By starting with analysis, ADDIE compels designers to ground their work in actual performance gaps and learner characteristics. This reduces the risk of producing training that is misaligned with needs or irrelevant to learners' contexts. In practice, this means instructional solutions are more targeted, cost-effective, and likely to achieve desired outcomes.

2. Promoting Measurable Outcomes

The design phase emphasizes writing clear, measurable objectives, which creates a direct line between instruction and evaluation. This ensures that every activity and assessment can be justified in terms of its contribution to learning outcomes. The implication is that instructional design becomes more accountable, with demonstrable evidence of effectiveness.

3. Improving Quality and Consistency

Development within the ADDIE model provides a structured way to build and test instructional materials before they are delivered. This systematic approach to prototyping and quality assurance increases the reliability of materials, minimizes errors, and results in more consistent learner experiences across contexts.
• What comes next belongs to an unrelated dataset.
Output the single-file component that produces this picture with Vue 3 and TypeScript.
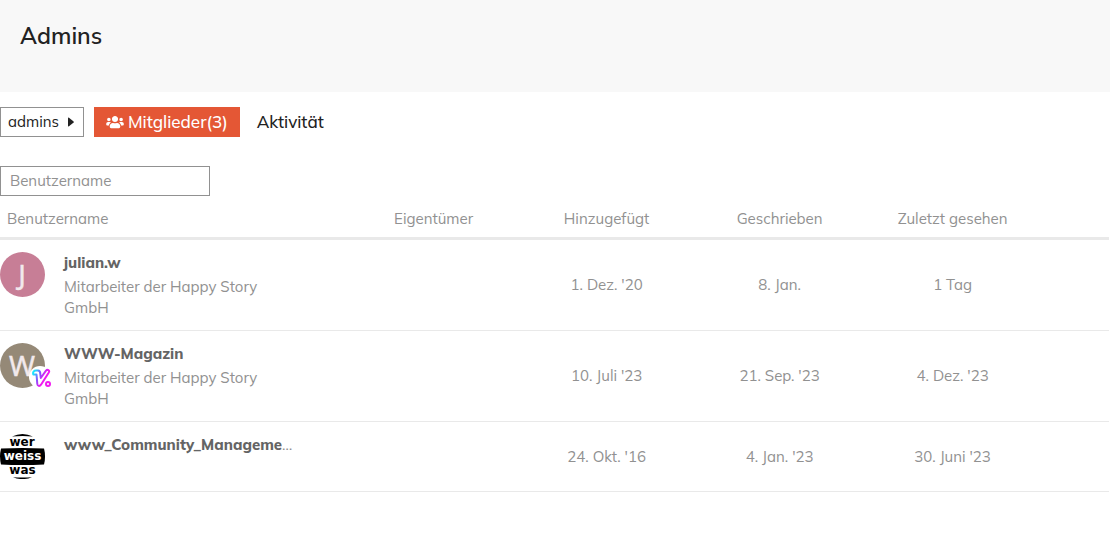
<script setup lang="ts">
import { ref } from 'vue'

type Avatar = 'letter' | 'logo'

interface Member {
  name: string
  truncated?: boolean
  title?: string
  avatar: Avatar
  letter?: string
  tone?: string
  flair?: boolean
  added: string
  posted: string
  seen: string
}

const filter = ref('')

const members: Member[] = [
  { name: 'julian.w', title: 'Mitarbeiter der Happy Story GmbH', avatar: 'letter', letter: 'J', tone: 'rose', added: "1. Dez. '20", posted: '8. Jan.', seen: '1 Tag' },
  { name: 'WWW-Magazin', title: 'Mitarbeiter der Happy Story GmbH', avatar: 'letter', letter: 'W', tone: 'taupe', flair: true, added: "10. Juli '23", posted: "21. Sep. '23", seen: "4. Dez. '23" },
  { name: 'www_Community_Manageme', truncated: true, avatar: 'logo', added: "24. Okt. '16", posted: "4. Jan. '23", seen: "30. Juni '23" },
]
</script>

<template>
  <main class="page">
    <header class="banner">
      <h1>Admins</h1>
    </header>

    <nav class="tabs">
      <button class="picker" type="button">
        <span class="label">admins</span>
        <svg class="caret" viewBox="0 0 6 10" aria-hidden="true"><path d="M0 1.2Q0 0 1 .7L5.6 4.4Q6 5 5.6 5.5L1 9.3Q0 10 0 8.8Z" /></svg>
      </button>
      <a class="tab active" href="#members">
        <svg class="users" viewBox="0 0 640 512" aria-hidden="true"><path d="M96 224c35.300 0 64-28.700 64-64s-28.700-64-64-64-64 28.700-64 64 28.700 64 64 64zm448 0c35.300 0 64-28.700 64-64s-28.700-64-64-64-64 28.700-64 64 28.700 64 64 64zm32 32h-64c-17.600 0-33.500 7.100-45.100 18.600 40.300 22.100 68.900 62 75.100 109.400h66c17.700 0 32-14.300 32-32v-32c0-35.300-28.700-64-64-64zm-256 0c61.900 0 112-50.100 112-112S381.900 32 320 32 208 82.100 208 144s50.100 112 112 112zm76.800 32h-8.300c-20.800 10-43.900 16-68.500 16s-47.600-6-68.500-16h-8.300C179.600 288 128 339.600 128 403.200V432c0 26.500 21.500 48 48 48h288c26.500 0 48-21.500 48-48v-28.800c0-63.600-51.600-115.200-115.200-115.200zm-223.700-13.400C161.500 263.100 145.600 256 128 256H64c-35.300 0-64 28.700-64 64v32c0 17.700 14.300 32 32 32h65.900c6.300-47.400 34.900-87.300 75.200-109.400z" /></svg>
        <span class="label">Mitglieder(3)</span>
      </a>
      <a class="tab" href="#activity"><span class="label">Aktivität</span></a>
    </nav>

    <input v-model="filter" class="filter" type="text" placeholder="Benutzername" aria-label="Benutzername" />

    <table class="members">
      <colgroup>
        <col class="col-name" />
        <col class="col-data" span="4" />
        <col />
      </colgroup>
      <thead>
        <tr>
          <th class="first" scope="col">Benutzername</th>
          <th scope="col">Eigentümer</th>
          <th scope="col">Hinzugefügt</th>
          <th scope="col">Geschrieben</th>
          <th scope="col">Zuletzt gesehen</th>
          <td></td>
        </tr>
      </thead>
      <tbody>
        <tr v-for="m in members" :key="m.name">
          <td class="user-cell">
            <div class="user">
              <div class="avatar">
                <svg v-if="m.avatar === 'letter'" class="face" :class="m.tone" viewBox="0 0 45 45" aria-hidden="true">
                  <circle cx="22.5" cy="22.5" r="22.5" />
                  <text class="initial" x="22" y="33" text-anchor="middle">{{ m.letter }}</text>
                </svg>
                <svg v-else class="face" viewBox="0 0 45 45" aria-hidden="true">
                  <path d="M12 2.500Q22.500-2.500 33 2.500Q22.500 1.500 12 2.500Z" />
                  <path d="M1 14.500Q22.500 13.500 44 14.500Q46 22.500 44 30.500Q22.500 31.500 1 30.500Q-1 22.500 1 14.500Z" />
                  <path d="M13 43.200Q22.500 47 32 43.200Q22.500 43.800 13 43.200Z" />
                  <text class="word" x="22" y="12" text-anchor="middle">wer</text>
                  <text class="word light" x="22.500" y="26" text-anchor="middle">weiss</text>
                  <text class="word" x="22.500" y="40" text-anchor="middle">was</text>
                </svg>
                <svg v-if="m.flair" class="flair" viewBox="0 0 22 22" aria-hidden="true">
                  <defs>
                    <linearGradient id="flair-ink" x1="0" y1="0" x2="1" y2="0.500">
                      <stop offset="0.100" stop-color="#19e6ff" />
                      <stop offset="0.450" stop-color="#8b4dff" />
                      <stop offset="0.750" stop-color="#f019f0" />
                    </linearGradient>
                  </defs>
                  <circle class="disc" cx="11" cy="11" r="11" />
                  <path class="ink" d="M4.300 8.500C3.500 6 5 4.500 7 4.500H9C11 4.500 11.300 6 11.300 8L11.800 12L17 4.700C18.500 3 21 4.500 19.800 6.500L12 18.700C10.500 20.800 8.500 20 8.300 18L7.500 8.500H4.500" />
                  <circle class="dot" cx="19" cy="18" r="2" />
                </svg>
              </div>
              <div class="details">
                <a class="name" href="#user">{{ m.name }}</a><span v-if="m.truncated" class="more">…</span>
                <div v-if="m.title" class="title">{{ m.title }}</div>
              </div>
            </div>
          </td>
          <td></td>
          <td>{{ m.added }}</td>
          <td>{{ m.posted }}</td>
          <td>{{ m.seen }}</td>
          <td></td>
        </tr>
      </tbody>
    </table>
  </main>
</template>

<style>
body {
  margin: 0;
  background: #fff;
}
</style>

<style scoped>
.page {
  font-family: Muli, Mulish, "Open Sans", sans-serif;
  font-size: 15px;
  line-height: 21px;
  color: #919191;
}
.banner {
  box-sizing: border-box;
  min-height: 92px;
  padding: 20px;
  background: #f8f8f8;
}
h1 {
  margin: 0;
  font-size: 23px;
  line-height: 32px;
  font-weight: 600;
  color: #222;
}
.tabs {
  display: flex;
  align-items: center;
  gap: 10px;
  margin-top: 15px;
}
.picker {
  box-sizing: border-box;
  display: flex;
  align-items: center;
  gap: 9px;
  height: 30px;
  padding: 0 9px 0 7px;
  border: 1px solid #919191;
  background: #fff;
  color: #222;
  font: inherit;
}
.label {
  padding-bottom: 2px;
}
.caret {
  width: 6px;
  height: 10px;
  fill: #222;
}
.tab {
  box-sizing: border-box;
  display: flex;
  align-items: center;
  gap: 4px;
  height: 30px;
  padding: 0 7px;
  color: #222;
  font-size: 17px;
  font-weight: 500;
  text-decoration: none;
}
.tab.active {
  padding: 0 12px;
  background: #e45735;
  color: #fff;
}
.users {
  width: 18px;
  height: 14px;
  fill: currentColor;
}
.filter {
  box-sizing: border-box;
  display: block;
  width: 210px;
  height: 30px;
  margin-top: 29px;
  padding: 0 9px 2px;
  border: 1px solid #919191;
  border-radius: 0;
  background: #fff;
  color: #222;
  font: inherit;
}
.filter::placeholder {
  color: #919191;
  opacity: 1;
}
.members {
  width: calc(100% - 1px);
  table-layout: fixed;
  border-collapse: separate;
  border-spacing: 0;
}
.col-name {
  width: 31.3%;
}
.col-data {
  width: 15.6%;
}
th,
td {
  padding: 0 0 1px;
  border-bottom: 1px solid #e9e9e9;
  font-weight: 400;
  text-align: center;
  vertical-align: middle;
}
thead th,
thead td {
  padding: 12px 0 8px;
  border-bottom-width: 3px;
}
th.first {
  padding-left: 7px;
  text-align: left;
}
.user-cell {
  padding: 12px 0;
  text-align: left;
}
.user {
  display: flex;
  align-items: flex-start;
  gap: 19px;
}
.avatar {
  position: relative;
  flex: none;
  width: 45px;
  height: 45px;
}
.face {
  display: block;
  width: 45px;
  height: 45px;
}
.rose {
  fill: #c77e96;
}
.taupe {
  fill: #958977;
}
.initial {
  fill: #f2e9ec;
  stroke: #f2e9ec;
  stroke-width: 0.4px;
  font-family: "Noto Sans", sans-serif;
  font-size: 28px;
}
.word {
  fill: #000;
  font-family: "DejaVu Sans", sans-serif;
  font-size: 12px;
  font-weight: 700;
}
.word.light {
  fill: #fff;
}
.flair {
  position: absolute;
  right: -6px;
  bottom: 0;
  width: 22px;
  height: 22px;
}
.disc {
  fill: #fff;
}
.ink {
  fill: none;
  stroke: url(#flair-ink);
  stroke-width: 2;
  stroke-linecap: round;
  stroke-linejoin: round;
}
.dot {
  fill: none;
  stroke: #f019f0;
  stroke-width: 2;
}
.details {
  max-width: 240px;
}
.name {
  color: #646464;
  font-weight: 800;
  text-decoration: none;
}
.title {
  max-width: 220px;
  margin-top: 3px;
}
</style>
4. Supporting Scalable and Sustainable Learning

Implementation guided by ADDIE highlights the logistical and human factors necessary for successful delivery. Preparing instructors, orienting learners, and ensuring accessibility means courses can be scaled to different audiences while maintaining quality. This is particularly important for organizations that need to deliver training across multiple sites or diverse populations.

5. Driving Continuous Improvement

Perhaps the most critical implication comes from evaluation. By embedding both formative and summative evaluation, ADDIE positions instructional design as a cycle of continuous improvement rather than a one-time event. Using frameworks like Kirkpatrick's Four Levels allows designers not only to measure satisfaction and knowledge but also to track behavior change and organizational impact.

"The ADDIE model ensures instructional design is systematic, measurable, and adaptable, positioning designers as strategic partners in creating meaningful learning outcomes."